Your objective → Write out the entire listing below exactly, with the pictures left out.

Dataset excerpt →
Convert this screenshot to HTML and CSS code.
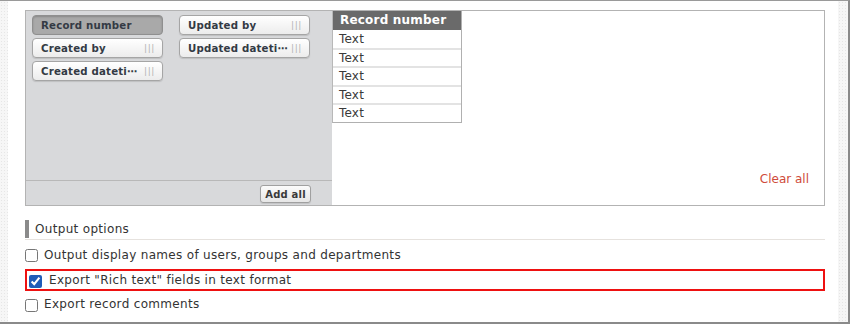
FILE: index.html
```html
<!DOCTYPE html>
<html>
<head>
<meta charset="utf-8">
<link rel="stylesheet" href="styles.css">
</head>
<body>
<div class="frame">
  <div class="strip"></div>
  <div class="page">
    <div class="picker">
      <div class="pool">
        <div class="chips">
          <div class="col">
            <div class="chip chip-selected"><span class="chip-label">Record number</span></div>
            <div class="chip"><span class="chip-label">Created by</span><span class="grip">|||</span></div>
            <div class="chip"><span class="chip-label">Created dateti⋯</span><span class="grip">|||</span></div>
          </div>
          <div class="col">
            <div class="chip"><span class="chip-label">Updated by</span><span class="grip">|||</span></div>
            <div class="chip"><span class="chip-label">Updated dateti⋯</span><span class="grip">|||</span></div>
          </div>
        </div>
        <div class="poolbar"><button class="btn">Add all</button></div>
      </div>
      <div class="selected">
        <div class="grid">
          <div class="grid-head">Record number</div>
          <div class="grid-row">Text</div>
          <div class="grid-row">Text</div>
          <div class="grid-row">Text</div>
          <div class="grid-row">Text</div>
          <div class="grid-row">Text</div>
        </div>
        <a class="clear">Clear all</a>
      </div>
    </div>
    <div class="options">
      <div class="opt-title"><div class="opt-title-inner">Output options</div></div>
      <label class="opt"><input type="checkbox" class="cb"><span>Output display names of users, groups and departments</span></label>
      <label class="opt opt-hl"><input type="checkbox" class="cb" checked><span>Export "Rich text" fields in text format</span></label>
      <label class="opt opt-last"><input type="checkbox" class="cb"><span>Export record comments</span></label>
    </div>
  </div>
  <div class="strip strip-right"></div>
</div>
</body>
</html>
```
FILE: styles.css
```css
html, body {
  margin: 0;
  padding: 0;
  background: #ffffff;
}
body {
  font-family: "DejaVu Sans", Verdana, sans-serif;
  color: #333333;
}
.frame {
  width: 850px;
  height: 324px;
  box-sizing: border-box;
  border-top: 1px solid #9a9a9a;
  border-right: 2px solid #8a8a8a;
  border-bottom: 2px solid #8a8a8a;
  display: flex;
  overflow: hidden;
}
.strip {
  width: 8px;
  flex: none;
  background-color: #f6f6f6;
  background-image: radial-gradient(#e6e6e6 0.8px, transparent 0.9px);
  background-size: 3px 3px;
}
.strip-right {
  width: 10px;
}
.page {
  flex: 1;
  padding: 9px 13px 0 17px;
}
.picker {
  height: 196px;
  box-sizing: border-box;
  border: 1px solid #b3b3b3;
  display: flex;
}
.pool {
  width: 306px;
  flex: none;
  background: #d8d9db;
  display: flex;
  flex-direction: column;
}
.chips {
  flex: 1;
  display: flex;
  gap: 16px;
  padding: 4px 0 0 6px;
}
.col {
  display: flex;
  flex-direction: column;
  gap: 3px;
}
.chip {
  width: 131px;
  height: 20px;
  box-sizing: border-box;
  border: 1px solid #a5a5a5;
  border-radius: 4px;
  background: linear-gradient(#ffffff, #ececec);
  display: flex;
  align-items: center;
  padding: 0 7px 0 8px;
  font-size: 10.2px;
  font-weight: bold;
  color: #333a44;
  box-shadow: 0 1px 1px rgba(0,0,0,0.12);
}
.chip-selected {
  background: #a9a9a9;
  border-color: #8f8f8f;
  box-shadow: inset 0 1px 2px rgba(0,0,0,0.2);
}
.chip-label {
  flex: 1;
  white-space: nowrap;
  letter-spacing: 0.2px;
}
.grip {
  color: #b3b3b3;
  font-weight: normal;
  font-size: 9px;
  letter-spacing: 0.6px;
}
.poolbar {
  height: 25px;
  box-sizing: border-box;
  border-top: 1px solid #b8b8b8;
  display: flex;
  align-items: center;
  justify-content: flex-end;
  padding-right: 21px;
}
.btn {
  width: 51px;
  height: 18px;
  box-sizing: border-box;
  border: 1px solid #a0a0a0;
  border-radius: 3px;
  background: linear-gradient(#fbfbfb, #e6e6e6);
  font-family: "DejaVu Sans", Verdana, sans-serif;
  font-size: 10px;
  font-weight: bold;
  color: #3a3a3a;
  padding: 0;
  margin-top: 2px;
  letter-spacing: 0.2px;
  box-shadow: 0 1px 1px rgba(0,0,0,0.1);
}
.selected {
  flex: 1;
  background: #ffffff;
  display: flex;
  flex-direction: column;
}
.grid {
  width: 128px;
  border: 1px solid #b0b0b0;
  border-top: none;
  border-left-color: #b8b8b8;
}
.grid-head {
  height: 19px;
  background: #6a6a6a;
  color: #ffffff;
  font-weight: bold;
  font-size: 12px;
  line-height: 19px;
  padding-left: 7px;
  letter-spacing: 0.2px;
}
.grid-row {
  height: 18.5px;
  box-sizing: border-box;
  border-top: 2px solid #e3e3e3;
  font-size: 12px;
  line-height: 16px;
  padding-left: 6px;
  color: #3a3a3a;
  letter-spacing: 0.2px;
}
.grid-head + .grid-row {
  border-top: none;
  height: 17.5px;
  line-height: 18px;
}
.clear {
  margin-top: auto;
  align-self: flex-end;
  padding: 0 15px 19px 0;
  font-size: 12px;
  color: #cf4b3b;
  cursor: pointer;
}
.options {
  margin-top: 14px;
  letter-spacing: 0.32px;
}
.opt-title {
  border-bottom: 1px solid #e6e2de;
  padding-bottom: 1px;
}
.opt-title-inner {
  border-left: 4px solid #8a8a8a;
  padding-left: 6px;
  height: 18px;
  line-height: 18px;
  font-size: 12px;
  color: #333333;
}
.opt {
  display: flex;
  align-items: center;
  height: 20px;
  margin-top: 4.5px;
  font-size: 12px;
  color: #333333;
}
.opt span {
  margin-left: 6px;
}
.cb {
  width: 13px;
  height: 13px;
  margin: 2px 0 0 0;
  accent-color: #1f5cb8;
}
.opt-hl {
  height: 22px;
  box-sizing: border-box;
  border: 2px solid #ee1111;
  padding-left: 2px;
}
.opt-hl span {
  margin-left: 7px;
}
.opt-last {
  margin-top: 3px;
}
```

Output of the task →
Convert this screenshot to HTML and CSS code.
FILE: index.html
```html
<!DOCTYPE html>
<html>
<head>
<meta charset="utf-8">
<link rel="stylesheet" href="styles.css">
</head>
<body>
<div class="frame">
  <div class="strip"></div>
  <div class="page">
    <div class="picker">
      <div class="pool">
        <div class="chips">
          <div class="col">
            <div class="chip chip-selected"><span class="chip-label">Record number</span></div>
            <div class="chip"><span class="chip-label">Created by</span><span class="grip">|||</span></div>
            <div class="chip"><span class="chip-label">Created dateti⋯</span><span class="grip">|||</span></div>
          </div>
          <div class="col">
            <div class="chip"><span class="chip-label">Updated by</span><span class="grip">|||</span></div>
            <div class="chip"><span class="chip-label">Updated dateti⋯</span><span class="grip">|||</span></div>
          </div>
        </div>
        <div class="poolbar"><button class="btn">Add all</button></div>
      </div>
      <div class="selected">
        <div class="grid">
          <div class="grid-head">Record number</div>
          <div class="grid-row">Text</div>
          <div class="grid-row">Text</div>
          <div class="grid-row">Text</div>
          <div class="grid-row">Text</div>
          <div class="grid-row">Text</div>
        </div>
        <a class="clear">Clear all</a>
      </div>
    </div>
    <div class="options">
      <div class="opt-title"><div class="opt-title-inner">Output options</div></div>
      <label class="opt"><input type="checkbox" class="cb"><span>Output display names of users, groups and departments</span></label>
      <label class="opt opt-hl"><input type="checkbox" class="cb" checked><span>Export "Rich text" fields in text format</span></label>
      <label class="opt opt-last"><input type="checkbox" class="cb"><span>Export record comments</span></label>
    </div>
  </div>
  <div class="strip strip-right"></div>
</div>
</body>
</html>
```
FILE: styles.css
```css
html, body {
  margin: 0;
  padding: 0;
  background: #ffffff;
}
body {
  font-family: "DejaVu Sans", Verdana, sans-serif;
  color: #333333;
}
.frame {
  width: 850px;
  height: 324px;
  box-sizing: border-box;
  border-top: 1px solid #9a9a9a;
  border-right: 2px solid #8a8a8a;
  border-bottom: 2px solid #8a8a8a;
  display: flex;
  overflow: hidden;
}
.strip {
  width: 8px;
  flex: none;
  background-color: #f6f6f6;
  background-image: radial-gradient(#e6e6e6 0.8px, transparent 0.9px);
  background-size: 3px 3px;
}
.strip-right {
  width: 10px;
}
.page {
  flex: 1;
  padding: 9px 13px 0 17px;
}
.picker {
  height: 196px;
  box-sizing: border-box;
  border: 1px solid #b3b3b3;
  display: flex;
}
.pool {
  width: 306px;
  flex: none;
  background: #d8d9db;
  display: flex;
  flex-direction: column;
}
.chips {
  flex: 1;
  display: flex;
  gap: 16px;
  padding: 4px 0 0 6px;
}
.col {
  display: flex;
  flex-direction: column;
  gap: 3px;
}
.chip {
  width: 131px;
  height: 20px;
  box-sizing: border-box;
  border: 1px solid #a5a5a5;
  border-radius: 4px;
  background: linear-gradient(#ffffff, #ececec);
  display: flex;
  align-items: center;
  padding: 0 7px 0 8px;
  font-size: 10.2px;
  font-weight: bold;
  color: #333a44;
  box-shadow: 0 1px 1px rgba(0,0,0,0.12);
}
.chip-selected {
  background: #a9a9a9;
  border-color: #8f8f8f;
  box-shadow: inset 0 1px 2px rgba(0,0,0,0.2);
}
.chip-label {
  flex: 1;
  white-space: nowrap;
  letter-spacing: 0.2px;
}
.grip {
  color: #b3b3b3;
  font-weight: normal;
  font-size: 9px;
  letter-spacing: 0.6px;
}
.poolbar {
  height: 25px;
  box-sizing: border-box;
  border-top: 1px solid #b8b8b8;
  display: flex;
  align-items: center;
  justify-content: flex-end;
  padding-right: 21px;
}
.btn {
  width: 51px;
  height: 18px;
  box-sizing: border-box;
  border: 1px solid #a0a0a0;
  border-radius: 3px;
  background: linear-gradient(#fbfbfb, #e6e6e6);
  font-family: "DejaVu Sans", Verdana, sans-serif;
  font-size: 10px;
  font-weight: bold;
  color: #3a3a3a;
  padding: 0;
  margin-top: 2px;
  letter-spacing: 0.2px;
  box-shadow: 0 1px 1px rgba(0,0,0,0.1);
}
.selected {
  flex: 1;
  background: #ffffff;
  display: flex;
  flex-direction: column;
}
.grid {
  width: 128px;
  border: 1px solid #b0b0b0;
  border-top: none;
  border-left-color: #b8b8b8;
}
.grid-head {
  height: 19px;
  background: #6a6a6a;
  color: #ffffff;
  font-weight: bold;
  font-size: 12px;
  line-height: 19px;
  padding-left: 7px;
  letter-spacing: 0.2px;
}
.grid-row {
  height: 18.5px;
  box-sizing: border-box;
  border-top: 2px solid #e3e3e3;
  font-size: 12px;
  line-height: 16px;
  padding-left: 6px;
  color: #3a3a3a;
  letter-spacing: 0.2px;
}
.grid-head + .grid-row {
  border-top: none;
  height: 17.5px;
  line-height: 18px;
}
.clear {
  margin-top: auto;
  align-self: flex-end;
  padding: 0 15px 19px 0;
  font-size: 12px;
  color: #cf4b3b;
  cursor: pointer;
}
.options {
  margin-top: 14px;
  letter-spacing: 0.32px;
}
.opt-title {
  border-bottom: 1px solid #e6e2de;
  padding-bottom: 1px;
}
.opt-title-inner {
  border-left: 4px solid #8a8a8a;
  padding-left: 6px;
  height: 18px;
  line-height: 18px;
  font-size: 12px;
  color: #333333;
}
.opt {
  display: flex;
  align-items: center;
  height: 20px;
  margin-top: 4.5px;
  font-size: 12px;
  color: #333333;
}
.opt span {
  margin-left: 6px;
}
.cb {
  width: 13px;
  height: 13px;
  margin: 2px 0 0 0;
  accent-color: #1f5cb8;
}
.opt-hl {
  height: 22px;
  box-sizing: border-box;
  border: 2px solid #ee1111;
  padding-left: 2px;
}
.opt-hl span {
  margin-left: 7px;
}
.opt-last {
  margin-top: 3px;
}
```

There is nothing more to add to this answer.